Siemens wirkte aber auch in die Öffentlichkeit wie die Politik ein und betätigte sich für drei Jahre als Abgeordneter der „deutschen Fortschrittspartei“. Siemens plädierte für die europäische Einigung. Es müsse „das Gefühl der Solidarität Europas den anderen Weltteilen gegenüber entwickelt und es müssen dadurch die innereuropäischen Macht- und Interessenfragen auf größere Ziele hingelenkt werden“, wenn „Europa seine dominierende Stellung in der Welt behaupten oder doch wenigstens Amerika ebenbürtig bleiben will“. Diesbezüglich fasste Siemens den kühnen Plan, „eine telegraphische Speziallinie zwischen England und Indien durch Preußen, Rußland und Persien, die Indo-Europäische Linie, ins Leben zu rufen“. Ein Kapitel ganz besonderer Art ist „Indolinie und Kaukasus“. Dieses Kapitel ist von ganz besonderem Reiz und Informationsgehalt.
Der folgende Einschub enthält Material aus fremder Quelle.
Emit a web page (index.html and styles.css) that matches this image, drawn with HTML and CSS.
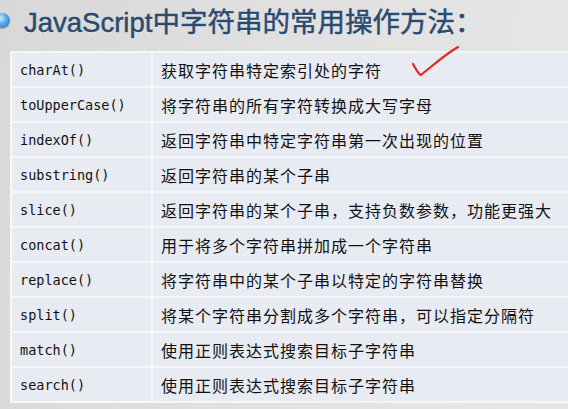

Man muss es lesen! Haben Sie schon einmal „Kachetinerwein in Büffelhörnern“ getrunken und „Filet-Schischlick“ gegessen?

 

Das Schlusskapitel „Dynamomaschine, 1870er Jahre, Lebensabend“ rundet diese ausgezeichneten „Lebenserinnerungen“ ab, die mit den heutigen 0815-Biographien nichts gemein haben. Greifen Sie zu! Genießen Sie diese!